Les Tours de Laroque 2019 : nez plus lardé, plus grillé, plus fumé, cacaoté, solaire. L’attaque est notamment structurée, avec une saveur de jus de viande, développement sur des tanins moins fondus, plus granuleux, structurants. Finale « aspirante », calcaire, corsée, le vin est plein de promesses, à attendre.
Château Laroque 2005 : réglisse et menthol, presque un côté médocain. Très belles notes d’encens, touche lardée, aromatique finalement peu évoluée pour son âge. Attaque large mais tenue, pour un vin à la saveur épicée, de haute maturité phénolique, plus horizontal que vertical, qui se prolonge sur un côté juteux et fondu qui le destine à la table. Etonnement, le nez est plus jeune que la bouche.
Château Laroque 2008 : très beaux arômes et gain de finesse, avec une nuance animale plutôt racée ; on est à la fois épicé et frais, avec une touche balsamique. Attaque fine et juteuse, maturité classique mais aboutie du tanin : moins de soleil aidant, on sent plus et mieux le calcaire en finale, ça terroite.
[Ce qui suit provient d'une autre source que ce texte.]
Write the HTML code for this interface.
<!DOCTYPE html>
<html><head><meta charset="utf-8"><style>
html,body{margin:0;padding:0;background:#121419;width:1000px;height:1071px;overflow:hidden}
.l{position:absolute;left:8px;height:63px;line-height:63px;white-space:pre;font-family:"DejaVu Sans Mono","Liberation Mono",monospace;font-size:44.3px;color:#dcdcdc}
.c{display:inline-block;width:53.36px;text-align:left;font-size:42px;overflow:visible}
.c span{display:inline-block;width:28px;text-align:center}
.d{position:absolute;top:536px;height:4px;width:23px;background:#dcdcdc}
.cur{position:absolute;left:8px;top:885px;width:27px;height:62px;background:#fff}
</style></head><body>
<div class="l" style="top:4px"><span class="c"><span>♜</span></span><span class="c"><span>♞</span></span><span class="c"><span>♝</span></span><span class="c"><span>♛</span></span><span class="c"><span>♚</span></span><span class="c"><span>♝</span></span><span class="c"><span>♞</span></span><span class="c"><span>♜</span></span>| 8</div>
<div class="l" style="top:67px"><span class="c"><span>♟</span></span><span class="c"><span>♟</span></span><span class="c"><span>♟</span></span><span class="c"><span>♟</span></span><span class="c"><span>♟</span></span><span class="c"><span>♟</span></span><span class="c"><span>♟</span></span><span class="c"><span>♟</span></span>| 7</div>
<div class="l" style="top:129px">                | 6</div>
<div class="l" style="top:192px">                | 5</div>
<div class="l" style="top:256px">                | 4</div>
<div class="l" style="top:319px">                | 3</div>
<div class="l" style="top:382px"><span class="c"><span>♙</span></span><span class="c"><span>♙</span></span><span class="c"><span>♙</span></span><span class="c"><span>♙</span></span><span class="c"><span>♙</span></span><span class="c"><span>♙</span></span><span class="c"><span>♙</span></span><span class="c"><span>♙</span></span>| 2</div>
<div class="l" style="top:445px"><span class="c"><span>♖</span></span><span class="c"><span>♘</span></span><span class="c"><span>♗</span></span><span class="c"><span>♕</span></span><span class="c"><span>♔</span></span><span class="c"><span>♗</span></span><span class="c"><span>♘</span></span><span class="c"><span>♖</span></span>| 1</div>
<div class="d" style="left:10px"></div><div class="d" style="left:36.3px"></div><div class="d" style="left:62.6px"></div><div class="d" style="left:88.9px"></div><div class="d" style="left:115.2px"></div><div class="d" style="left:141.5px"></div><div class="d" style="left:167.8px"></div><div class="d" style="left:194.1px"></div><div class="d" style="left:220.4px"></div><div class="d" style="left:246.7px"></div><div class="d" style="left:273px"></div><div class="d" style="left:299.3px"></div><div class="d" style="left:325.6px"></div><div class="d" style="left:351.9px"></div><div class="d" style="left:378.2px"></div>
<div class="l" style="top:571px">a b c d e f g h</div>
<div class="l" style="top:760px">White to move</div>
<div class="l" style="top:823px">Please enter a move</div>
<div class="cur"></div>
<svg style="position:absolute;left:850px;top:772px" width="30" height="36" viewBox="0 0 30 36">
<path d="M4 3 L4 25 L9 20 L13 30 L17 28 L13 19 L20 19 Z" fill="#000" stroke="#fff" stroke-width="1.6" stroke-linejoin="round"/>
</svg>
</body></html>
Château Laroque 2010 : premier nez spectaculaire, sur la crème de fruits rouges et noirs, liqueur de cerise, on a un volume de fruit important, des nuances d’agrumes, beaucoup de séduction ! Attaque à l’avenant, suave, avec une forme de sucrosité liée à la maturité et au bois, mais équilibrée par la nervosité du calcaire dès le milieu de bouche et qui l’emporte loin. C’est très bon.
Château Laroque 2016 : grand gain de jeunesse avec une touche mentholée, anisée, myrtille, évolution cèdre, agrumes (orange sanguine) – belle complexité aromatique pour un vin plus jeune. Attaque saline et immédiatement calcaire, la richesse de fruit est dynamisée par le sel, l’acide et les amers du calcaire. On finit long, sec, scintillant, l’alcool est enrobé par le terroir, c’est très bon.
Château Laroque 2017 : très beau nez floral, iris, oeillet, de grand charme, séduction totale. Attaque suave et fine, à la chair idéalement enrobée, le vin est tactile, sexy, surcroit de densité et tension calcaire par rapport au Tours de Laroque du même millésime. La structure ne lâche pas, il finit long, juteux, réglissé, jeune ! Très belle bouteille à boire aujourd’hui et ce sans carafer.
Château Laroque 2018 : très grande précision avec des notes tubéreuses racées, on est sur une maturité racinaire du raisin, on est dans le sol de Laroque, nuances de chocolat noir, cacao. Bouche suave et virevoltante dès l’attaque, avec une glisse unique jusqu’à présent dans la verticale, l’intégration des tanins est fantastique, le plaisir total, grande bouteille et grand 2018. Finale nerveuse mais pas dure ni sèche. Il faudrait le goûter au milieu des 1er GCC du millésime, il ne fera pas pitié !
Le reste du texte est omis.